Sufficiency of Evidence

For any attack on the sufficiency of the evidence, we are necessarily limited by the substantial evidence rule. That is, we are required to review the evidence in the light most favorable to the verdict, reach all reasonable inferences and deductions presented by the evidence, and resolve all conflicts in favor of the judgment. (Cf. People v. Sanchez (1995) 12 Cal.4th 1, 31-32 [47 Cal.Rptr.2d 843, 906 P.2d 1129]; People v. Carpenter (1997) 15 Cal.4th 312, 387 [63 Cal.Rptr.2d 1, 935 P.2d 708].)

III

Kidnapping for Carjacking

Duran contends that all three convictions for kidnapping during a carjacking should be overturned because he never succeeded in getting the car away from its owner. Carjacking requires a felonious taking of a motor vehicle. (§ 215, subd. (a).) Because the Beardsleys remained in the car during the entire episode, Duran alleges no “taking” occurred under the meaning of the statute. Thus, he should have been prosecuted only for simple kidnapping, which carries a lower sentence. We disagree.

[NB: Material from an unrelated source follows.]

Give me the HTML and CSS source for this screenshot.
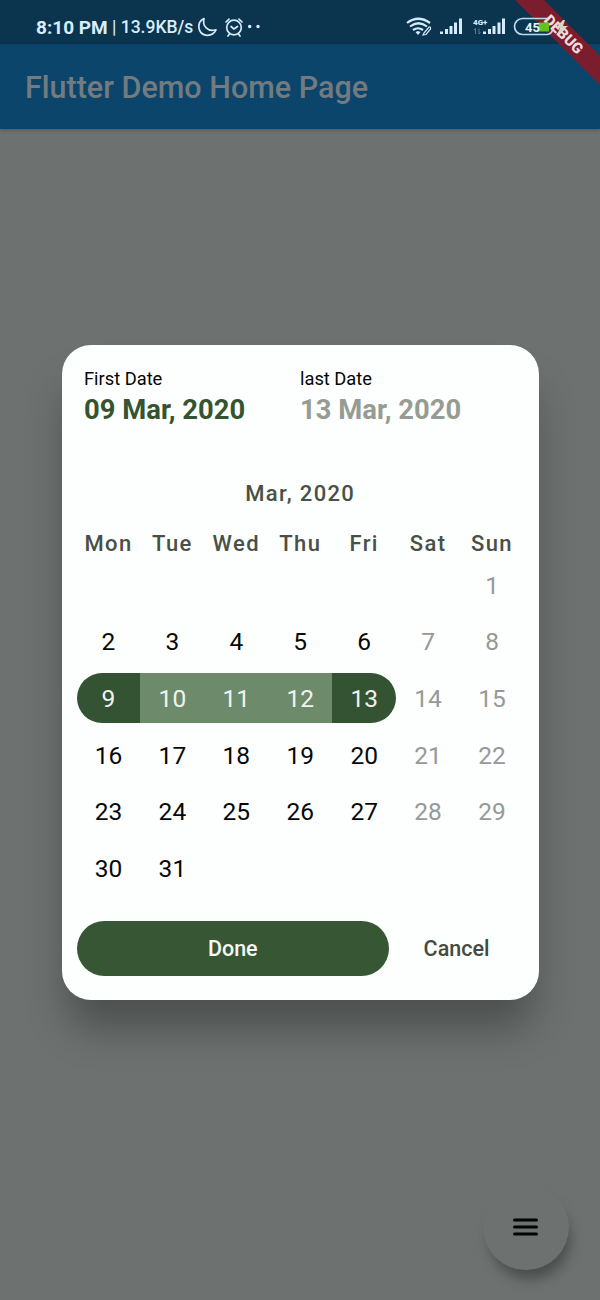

The ultimate question here is whether a felonious taking can occur under the carjacking statute when the victim remains with the car. It appears to be *1376 one of first impression in California. 3 “ ‘Carjacking’ is the felonious taking of a motor vehicle in the possession of another, from his or her person or in the immediate presence . . . against his or her will and with the intent to either permanently or temporarily deprive the person in possession of the motor vehicle of his or her possession, accomplished by force or fear.” (§ 215, subd. (a), italics added.) The law was passed in 1993 to address what was then an increasingly dangerous problem of people being abducted from their cars, sometimes at gunpoint. (See People v. Alvarado (1999) 76 Cal.App.4th 156, 160 [90 Cal.Rptr.2d 129].)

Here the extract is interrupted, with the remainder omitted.